**Exercise goal**
Output the material beneath exactly, leaving nothing out.

**Dataset excerpt**
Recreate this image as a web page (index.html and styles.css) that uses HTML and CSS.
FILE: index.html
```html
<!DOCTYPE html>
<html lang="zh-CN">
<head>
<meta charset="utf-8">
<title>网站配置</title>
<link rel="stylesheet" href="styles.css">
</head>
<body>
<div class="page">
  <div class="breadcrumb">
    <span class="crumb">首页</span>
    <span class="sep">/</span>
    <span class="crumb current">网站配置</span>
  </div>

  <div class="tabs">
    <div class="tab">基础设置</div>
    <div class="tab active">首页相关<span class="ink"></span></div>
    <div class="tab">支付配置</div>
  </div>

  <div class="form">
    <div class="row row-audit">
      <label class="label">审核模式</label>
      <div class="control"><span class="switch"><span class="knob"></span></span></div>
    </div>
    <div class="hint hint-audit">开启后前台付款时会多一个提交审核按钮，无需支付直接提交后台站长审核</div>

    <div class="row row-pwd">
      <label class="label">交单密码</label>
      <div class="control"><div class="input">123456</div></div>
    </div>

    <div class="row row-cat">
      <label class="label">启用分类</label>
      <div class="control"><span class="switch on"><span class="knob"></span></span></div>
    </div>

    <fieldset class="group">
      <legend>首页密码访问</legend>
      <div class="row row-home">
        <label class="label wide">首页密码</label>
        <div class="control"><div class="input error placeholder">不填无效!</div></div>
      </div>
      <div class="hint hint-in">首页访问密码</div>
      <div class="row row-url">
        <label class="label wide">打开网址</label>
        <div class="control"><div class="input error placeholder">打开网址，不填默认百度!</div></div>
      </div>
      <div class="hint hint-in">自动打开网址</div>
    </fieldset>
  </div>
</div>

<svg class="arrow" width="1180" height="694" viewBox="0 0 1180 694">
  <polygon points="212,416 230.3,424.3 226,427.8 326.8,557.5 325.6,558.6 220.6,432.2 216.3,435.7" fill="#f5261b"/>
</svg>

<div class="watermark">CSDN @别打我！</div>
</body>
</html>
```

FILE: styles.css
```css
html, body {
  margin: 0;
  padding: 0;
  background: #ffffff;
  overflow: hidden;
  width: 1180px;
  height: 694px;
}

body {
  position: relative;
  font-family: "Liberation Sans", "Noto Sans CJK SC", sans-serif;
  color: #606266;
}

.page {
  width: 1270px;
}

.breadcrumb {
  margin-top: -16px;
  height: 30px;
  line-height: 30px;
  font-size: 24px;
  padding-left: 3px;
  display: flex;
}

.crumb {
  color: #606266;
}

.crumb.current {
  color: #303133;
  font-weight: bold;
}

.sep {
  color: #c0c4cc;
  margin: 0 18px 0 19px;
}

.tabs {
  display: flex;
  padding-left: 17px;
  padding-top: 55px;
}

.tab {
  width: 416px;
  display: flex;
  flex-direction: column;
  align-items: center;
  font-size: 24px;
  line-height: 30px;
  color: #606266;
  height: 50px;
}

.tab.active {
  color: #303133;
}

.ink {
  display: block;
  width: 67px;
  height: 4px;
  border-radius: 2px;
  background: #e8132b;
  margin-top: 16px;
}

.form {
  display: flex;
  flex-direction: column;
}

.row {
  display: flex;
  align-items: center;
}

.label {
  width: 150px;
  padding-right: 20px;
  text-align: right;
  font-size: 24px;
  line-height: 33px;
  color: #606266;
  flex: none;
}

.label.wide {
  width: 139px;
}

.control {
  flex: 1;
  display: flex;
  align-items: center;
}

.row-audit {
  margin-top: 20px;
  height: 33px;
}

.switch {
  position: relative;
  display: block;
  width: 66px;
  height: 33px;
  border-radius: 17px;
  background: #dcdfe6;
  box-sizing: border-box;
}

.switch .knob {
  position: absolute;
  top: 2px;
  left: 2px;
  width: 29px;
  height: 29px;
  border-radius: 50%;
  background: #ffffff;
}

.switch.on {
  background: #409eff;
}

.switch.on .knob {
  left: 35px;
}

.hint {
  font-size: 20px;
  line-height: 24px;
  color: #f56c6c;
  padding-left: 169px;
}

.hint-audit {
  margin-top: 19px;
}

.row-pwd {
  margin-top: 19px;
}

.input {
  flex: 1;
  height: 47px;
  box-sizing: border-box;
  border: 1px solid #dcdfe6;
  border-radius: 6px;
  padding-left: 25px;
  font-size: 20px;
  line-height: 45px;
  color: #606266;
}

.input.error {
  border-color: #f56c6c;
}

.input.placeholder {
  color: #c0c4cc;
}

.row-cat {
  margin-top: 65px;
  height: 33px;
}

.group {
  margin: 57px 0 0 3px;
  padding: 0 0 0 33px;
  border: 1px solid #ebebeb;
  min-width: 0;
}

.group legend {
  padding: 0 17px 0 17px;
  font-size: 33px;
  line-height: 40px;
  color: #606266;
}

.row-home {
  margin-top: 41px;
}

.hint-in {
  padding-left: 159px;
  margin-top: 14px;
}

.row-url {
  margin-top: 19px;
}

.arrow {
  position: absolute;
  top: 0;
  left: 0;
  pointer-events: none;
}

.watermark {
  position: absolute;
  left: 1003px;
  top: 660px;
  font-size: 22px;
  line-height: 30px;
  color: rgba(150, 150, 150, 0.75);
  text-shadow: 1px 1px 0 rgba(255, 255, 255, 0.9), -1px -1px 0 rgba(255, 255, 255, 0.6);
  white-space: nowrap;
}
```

**Reply to the exercise**
Recreate this image as a web page (index.html and styles.css) that uses HTML and CSS.
FILE: index.html
```html
<!DOCTYPE html>
<html lang="zh-CN">
<head>
<meta charset="utf-8">
<title>网站配置</title>
<link rel="stylesheet" href="styles.css">
</head>
<body>
<div class="page">
  <div class="breadcrumb">
    <span class="crumb">首页</span>
    <span class="sep">/</span>
    <span class="crumb current">网站配置</span>
  </div>

  <div class="tabs">
    <div class="tab">基础设置</div>
    <div class="tab active">首页相关<span class="ink"></span></div>
    <div class="tab">支付配置</div>
  </div>

  <div class="form">
    <div class="row row-audit">
      <label class="label">审核模式</label>
      <div class="control"><span class="switch"><span class="knob"></span></span></div>
    </div>
    <div class="hint hint-audit">开启后前台付款时会多一个提交审核按钮，无需支付直接提交后台站长审核</div>

    <div class="row row-pwd">
      <label class="label">交单密码</label>
      <div class="control"><div class="input">123456</div></div>
    </div>

    <div class="row row-cat">
      <label class="label">启用分类</label>
      <div class="control"><span class="switch on"><span class="knob"></span></span></div>
    </div>

    <fieldset class="group">
      <legend>首页密码访问</legend>
      <div class="row row-home">
        <label class="label wide">首页密码</label>
        <div class="control"><div class="input error placeholder">不填无效!</div></div>
      </div>
      <div class="hint hint-in">首页访问密码</div>
      <div class="row row-url">
        <label class="label wide">打开网址</label>
        <div class="control"><div class="input error placeholder">打开网址，不填默认百度!</div></div>
      </div>
      <div class="hint hint-in">自动打开网址</div>
    </fieldset>
  </div>
</div>

<svg class="arrow" width="1180" height="694" viewBox="0 0 1180 694">
  <polygon points="212,416 230.3,424.3 226,427.8 326.8,557.5 325.6,558.6 220.6,432.2 216.3,435.7" fill="#f5261b"/>
</svg>

<div class="watermark">CSDN @别打我！</div>
</body>
</html>
```

FILE: styles.css
```css
html, body {
  margin: 0;
  padding: 0;
  background: #ffffff;
  overflow: hidden;
  width: 1180px;
  height: 694px;
}

body {
  position: relative;
  font-family: "Liberation Sans", "Noto Sans CJK SC", sans-serif;
  color: #606266;
}

.page {
  width: 1270px;
}

.breadcrumb {
  margin-top: -16px;
  height: 30px;
  line-height: 30px;
  font-size: 24px;
  padding-left: 3px;
  display: flex;
}

.crumb {
  color: #606266;
}

.crumb.current {
  color: #303133;
  font-weight: bold;
}

.sep {
  color: #c0c4cc;
  margin: 0 18px 0 19px;
}

.tabs {
  display: flex;
  padding-left: 17px;
  padding-top: 55px;
}

.tab {
  width: 416px;
  display: flex;
  flex-direction: column;
  align-items: center;
  font-size: 24px;
  line-height: 30px;
  color: #606266;
  height: 50px;
}

.tab.active {
  color: #303133;
}

.ink {
  display: block;
  width: 67px;
  height: 4px;
  border-radius: 2px;
  background: #e8132b;
  margin-top: 16px;
}

.form {
  display: flex;
  flex-direction: column;
}

.row {
  display: flex;
  align-items: center;
}

.label {
  width: 150px;
  padding-right: 20px;
  text-align: right;
  font-size: 24px;
  line-height: 33px;
  color: #606266;
  flex: none;
}

.label.wide {
  width: 139px;
}

.control {
  flex: 1;
  display: flex;
  align-items: center;
}

.row-audit {
  margin-top: 20px;
  height: 33px;
}

.switch {
  position: relative;
  display: block;
  width: 66px;
  height: 33px;
  border-radius: 17px;
  background: #dcdfe6;
  box-sizing: border-box;
}

.switch .knob {
  position: absolute;
  top: 2px;
  left: 2px;
  width: 29px;
  height: 29px;
  border-radius: 50%;
  background: #ffffff;
}

.switch.on {
  background: #409eff;
}

.switch.on .knob {
  left: 35px;
}

.hint {
  font-size: 20px;
  line-height: 24px;
  color: #f56c6c;
  padding-left: 169px;
}

.hint-audit {
  margin-top: 19px;
}

.row-pwd {
  margin-top: 19px;
}

.input {
  flex: 1;
  height: 47px;
  box-sizing: border-box;
  border: 1px solid #dcdfe6;
  border-radius: 6px;
  padding-left: 25px;
  font-size: 20px;
  line-height: 45px;
  color: #606266;
}

.input.error {
  border-color: #f56c6c;
}

.input.placeholder {
  color: #c0c4cc;
}

.row-cat {
  margin-top: 65px;
  height: 33px;
}

.group {
  margin: 57px 0 0 3px;
  padding: 0 0 0 33px;
  border: 1px solid #ebebeb;
  min-width: 0;
}

.group legend {
  padding: 0 17px 0 17px;
  font-size: 33px;
  line-height: 40px;
  color: #606266;
}

.row-home {
  margin-top: 41px;
}

.hint-in {
  padding-left: 159px;
  margin-top: 14px;
}

.row-url {
  margin-top: 19px;
}

.arrow {
  position: absolute;
  top: 0;
  left: 0;
  pointer-events: none;
}

.watermark {
  position: absolute;
  left: 1003px;
  top: 660px;
  font-size: 22px;
  line-height: 30px;
  color: rgba(150, 150, 150, 0.75);
  text-shadow: 1px 1px 0 rgba(255, 255, 255, 0.9), -1px -1px 0 rgba(255, 255, 255, 0.6);
  white-space: nowrap;
}
```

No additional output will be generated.